What is asked.
Check each line of the records below for the word "this" and copy those where it appears.
== Given records ==
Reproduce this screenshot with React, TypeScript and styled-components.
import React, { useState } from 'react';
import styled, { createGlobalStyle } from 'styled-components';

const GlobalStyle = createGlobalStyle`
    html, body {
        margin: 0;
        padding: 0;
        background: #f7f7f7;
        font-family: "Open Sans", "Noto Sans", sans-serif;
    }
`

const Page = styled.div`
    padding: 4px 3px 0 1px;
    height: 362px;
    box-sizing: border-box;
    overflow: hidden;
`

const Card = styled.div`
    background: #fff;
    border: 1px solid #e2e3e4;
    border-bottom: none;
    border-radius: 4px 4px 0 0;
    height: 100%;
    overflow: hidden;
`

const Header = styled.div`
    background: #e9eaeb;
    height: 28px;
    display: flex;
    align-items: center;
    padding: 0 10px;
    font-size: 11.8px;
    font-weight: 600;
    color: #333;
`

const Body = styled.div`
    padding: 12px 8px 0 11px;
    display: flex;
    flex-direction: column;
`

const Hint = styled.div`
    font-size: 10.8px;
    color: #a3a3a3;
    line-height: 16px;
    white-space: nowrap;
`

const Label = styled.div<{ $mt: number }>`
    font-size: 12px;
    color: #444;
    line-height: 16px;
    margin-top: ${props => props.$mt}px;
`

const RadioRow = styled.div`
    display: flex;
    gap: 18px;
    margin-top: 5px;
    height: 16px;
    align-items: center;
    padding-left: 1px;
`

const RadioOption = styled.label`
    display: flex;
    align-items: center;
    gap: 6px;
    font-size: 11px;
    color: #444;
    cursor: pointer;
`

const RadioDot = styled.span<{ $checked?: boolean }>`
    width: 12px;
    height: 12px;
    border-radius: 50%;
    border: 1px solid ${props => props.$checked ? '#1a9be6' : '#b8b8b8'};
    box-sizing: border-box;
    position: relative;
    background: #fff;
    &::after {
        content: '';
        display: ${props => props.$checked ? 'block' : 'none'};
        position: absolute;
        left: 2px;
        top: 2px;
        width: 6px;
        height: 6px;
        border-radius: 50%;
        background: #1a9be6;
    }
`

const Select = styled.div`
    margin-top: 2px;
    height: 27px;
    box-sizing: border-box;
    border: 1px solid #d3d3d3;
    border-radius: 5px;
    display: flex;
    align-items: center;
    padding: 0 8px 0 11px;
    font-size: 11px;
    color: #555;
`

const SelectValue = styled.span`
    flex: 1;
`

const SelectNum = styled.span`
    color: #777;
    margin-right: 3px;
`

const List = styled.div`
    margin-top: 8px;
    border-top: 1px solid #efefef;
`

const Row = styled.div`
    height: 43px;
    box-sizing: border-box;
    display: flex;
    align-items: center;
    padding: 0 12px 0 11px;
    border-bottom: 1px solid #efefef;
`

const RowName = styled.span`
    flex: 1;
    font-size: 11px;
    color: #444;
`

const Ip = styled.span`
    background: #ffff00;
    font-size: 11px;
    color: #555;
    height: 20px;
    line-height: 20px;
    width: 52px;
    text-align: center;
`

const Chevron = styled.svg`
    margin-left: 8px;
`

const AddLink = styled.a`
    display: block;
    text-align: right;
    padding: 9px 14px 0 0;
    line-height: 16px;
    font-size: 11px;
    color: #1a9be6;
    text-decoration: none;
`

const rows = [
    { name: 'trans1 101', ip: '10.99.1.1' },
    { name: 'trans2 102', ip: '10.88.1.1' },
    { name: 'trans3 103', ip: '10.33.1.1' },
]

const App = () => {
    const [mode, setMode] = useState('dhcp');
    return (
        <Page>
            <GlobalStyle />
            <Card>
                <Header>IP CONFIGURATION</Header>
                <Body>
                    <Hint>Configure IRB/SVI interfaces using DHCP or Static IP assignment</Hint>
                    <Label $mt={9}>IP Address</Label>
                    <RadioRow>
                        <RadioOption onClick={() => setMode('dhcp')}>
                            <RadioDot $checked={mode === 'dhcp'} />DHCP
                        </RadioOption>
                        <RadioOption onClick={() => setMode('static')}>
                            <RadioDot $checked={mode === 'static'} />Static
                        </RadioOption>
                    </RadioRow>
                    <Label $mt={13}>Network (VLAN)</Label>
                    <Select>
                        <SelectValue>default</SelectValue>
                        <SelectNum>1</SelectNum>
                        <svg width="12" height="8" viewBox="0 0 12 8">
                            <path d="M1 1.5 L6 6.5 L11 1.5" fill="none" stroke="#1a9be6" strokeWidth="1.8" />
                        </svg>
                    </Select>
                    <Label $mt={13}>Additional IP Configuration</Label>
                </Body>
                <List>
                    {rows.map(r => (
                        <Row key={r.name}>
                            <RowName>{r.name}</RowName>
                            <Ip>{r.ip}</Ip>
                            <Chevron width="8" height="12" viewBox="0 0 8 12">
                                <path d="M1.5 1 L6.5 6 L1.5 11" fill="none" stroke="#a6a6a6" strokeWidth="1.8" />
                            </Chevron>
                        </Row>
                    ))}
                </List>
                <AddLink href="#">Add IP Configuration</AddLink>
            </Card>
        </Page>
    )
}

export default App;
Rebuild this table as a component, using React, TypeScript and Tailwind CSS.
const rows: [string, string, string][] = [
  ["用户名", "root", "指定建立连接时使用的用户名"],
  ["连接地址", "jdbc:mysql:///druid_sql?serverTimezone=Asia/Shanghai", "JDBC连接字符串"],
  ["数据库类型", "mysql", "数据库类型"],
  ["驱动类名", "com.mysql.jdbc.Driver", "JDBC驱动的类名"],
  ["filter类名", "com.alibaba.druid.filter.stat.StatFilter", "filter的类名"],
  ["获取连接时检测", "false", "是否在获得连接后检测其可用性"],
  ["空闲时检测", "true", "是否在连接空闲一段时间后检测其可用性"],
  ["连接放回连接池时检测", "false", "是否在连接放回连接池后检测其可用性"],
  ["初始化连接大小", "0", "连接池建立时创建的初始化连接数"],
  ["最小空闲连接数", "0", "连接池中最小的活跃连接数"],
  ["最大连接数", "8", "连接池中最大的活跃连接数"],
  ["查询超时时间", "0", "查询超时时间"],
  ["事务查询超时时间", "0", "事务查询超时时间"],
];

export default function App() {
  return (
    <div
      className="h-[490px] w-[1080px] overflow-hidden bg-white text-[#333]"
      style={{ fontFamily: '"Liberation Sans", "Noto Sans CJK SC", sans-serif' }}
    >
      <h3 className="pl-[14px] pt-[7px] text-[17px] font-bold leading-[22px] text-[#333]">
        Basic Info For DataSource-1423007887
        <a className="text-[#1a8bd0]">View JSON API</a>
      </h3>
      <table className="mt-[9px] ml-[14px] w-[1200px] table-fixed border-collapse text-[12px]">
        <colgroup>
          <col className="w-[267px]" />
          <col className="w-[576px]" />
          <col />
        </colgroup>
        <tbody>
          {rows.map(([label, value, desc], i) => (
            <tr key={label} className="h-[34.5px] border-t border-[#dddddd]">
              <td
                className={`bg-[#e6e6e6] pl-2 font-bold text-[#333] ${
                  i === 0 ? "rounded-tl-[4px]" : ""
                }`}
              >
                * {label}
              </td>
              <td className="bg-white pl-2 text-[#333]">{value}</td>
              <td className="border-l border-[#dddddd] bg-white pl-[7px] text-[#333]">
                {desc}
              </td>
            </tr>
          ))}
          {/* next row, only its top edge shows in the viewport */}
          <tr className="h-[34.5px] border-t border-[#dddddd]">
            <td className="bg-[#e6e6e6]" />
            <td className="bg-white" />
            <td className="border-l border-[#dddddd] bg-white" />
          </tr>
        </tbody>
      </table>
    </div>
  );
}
===
== Given records ==
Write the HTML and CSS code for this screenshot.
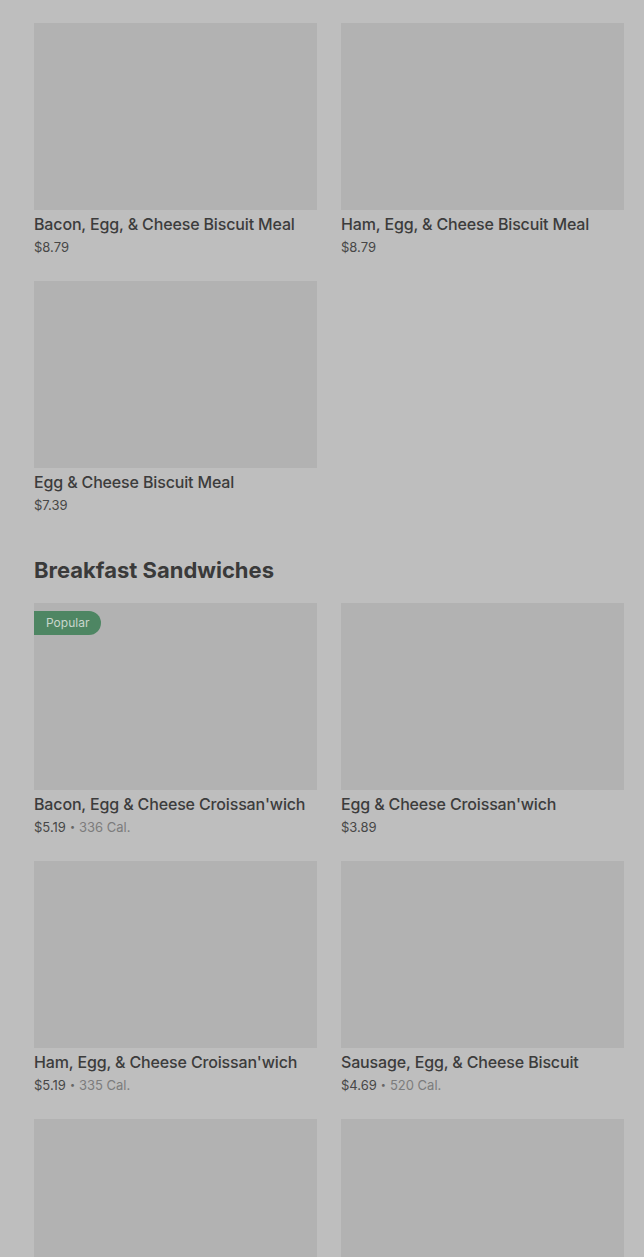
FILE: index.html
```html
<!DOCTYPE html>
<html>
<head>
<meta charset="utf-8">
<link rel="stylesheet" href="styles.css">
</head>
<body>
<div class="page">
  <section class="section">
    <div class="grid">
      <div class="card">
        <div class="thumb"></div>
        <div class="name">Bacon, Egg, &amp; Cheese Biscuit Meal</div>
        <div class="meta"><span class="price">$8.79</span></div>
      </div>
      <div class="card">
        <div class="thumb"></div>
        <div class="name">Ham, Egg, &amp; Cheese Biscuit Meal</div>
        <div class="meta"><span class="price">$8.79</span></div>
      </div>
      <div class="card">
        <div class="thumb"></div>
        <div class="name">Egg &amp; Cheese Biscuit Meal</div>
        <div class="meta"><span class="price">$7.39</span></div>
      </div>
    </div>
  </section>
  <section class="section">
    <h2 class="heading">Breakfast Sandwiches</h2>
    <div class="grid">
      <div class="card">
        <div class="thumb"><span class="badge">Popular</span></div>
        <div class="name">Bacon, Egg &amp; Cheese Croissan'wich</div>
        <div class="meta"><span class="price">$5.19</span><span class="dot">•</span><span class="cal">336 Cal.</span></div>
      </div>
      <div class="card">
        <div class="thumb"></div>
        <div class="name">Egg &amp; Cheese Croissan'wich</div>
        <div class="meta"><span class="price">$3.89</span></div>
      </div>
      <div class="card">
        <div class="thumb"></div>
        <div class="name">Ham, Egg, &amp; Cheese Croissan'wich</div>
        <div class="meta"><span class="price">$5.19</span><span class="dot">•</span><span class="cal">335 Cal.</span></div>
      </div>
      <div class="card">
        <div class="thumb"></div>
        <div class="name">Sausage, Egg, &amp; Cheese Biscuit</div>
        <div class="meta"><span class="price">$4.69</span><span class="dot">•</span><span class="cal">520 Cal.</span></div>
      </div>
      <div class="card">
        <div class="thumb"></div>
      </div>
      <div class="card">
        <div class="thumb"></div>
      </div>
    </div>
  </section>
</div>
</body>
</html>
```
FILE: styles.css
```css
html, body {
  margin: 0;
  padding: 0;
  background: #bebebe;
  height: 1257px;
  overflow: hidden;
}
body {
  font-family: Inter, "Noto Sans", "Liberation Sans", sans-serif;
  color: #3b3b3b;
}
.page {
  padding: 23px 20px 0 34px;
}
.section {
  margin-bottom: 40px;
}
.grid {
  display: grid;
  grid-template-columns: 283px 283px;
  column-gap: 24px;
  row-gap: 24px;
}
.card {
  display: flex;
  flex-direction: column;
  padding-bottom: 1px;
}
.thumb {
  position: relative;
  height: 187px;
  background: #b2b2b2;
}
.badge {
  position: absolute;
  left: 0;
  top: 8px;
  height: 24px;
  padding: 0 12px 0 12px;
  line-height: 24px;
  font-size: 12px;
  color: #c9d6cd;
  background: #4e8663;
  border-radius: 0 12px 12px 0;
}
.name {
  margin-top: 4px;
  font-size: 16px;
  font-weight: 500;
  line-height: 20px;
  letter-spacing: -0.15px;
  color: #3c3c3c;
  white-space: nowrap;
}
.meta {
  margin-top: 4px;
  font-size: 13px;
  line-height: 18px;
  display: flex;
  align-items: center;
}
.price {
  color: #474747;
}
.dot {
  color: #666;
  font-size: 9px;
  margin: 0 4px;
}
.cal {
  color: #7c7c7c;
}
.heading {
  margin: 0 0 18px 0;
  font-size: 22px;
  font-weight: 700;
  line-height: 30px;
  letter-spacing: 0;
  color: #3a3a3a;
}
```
===
Task answer.
Reproduce this screenshot with React, TypeScript and styled-components.
Rebuild this table as a component, using React, TypeScript and Tailwind CSS.
Write the HTML and CSS code for this screenshot.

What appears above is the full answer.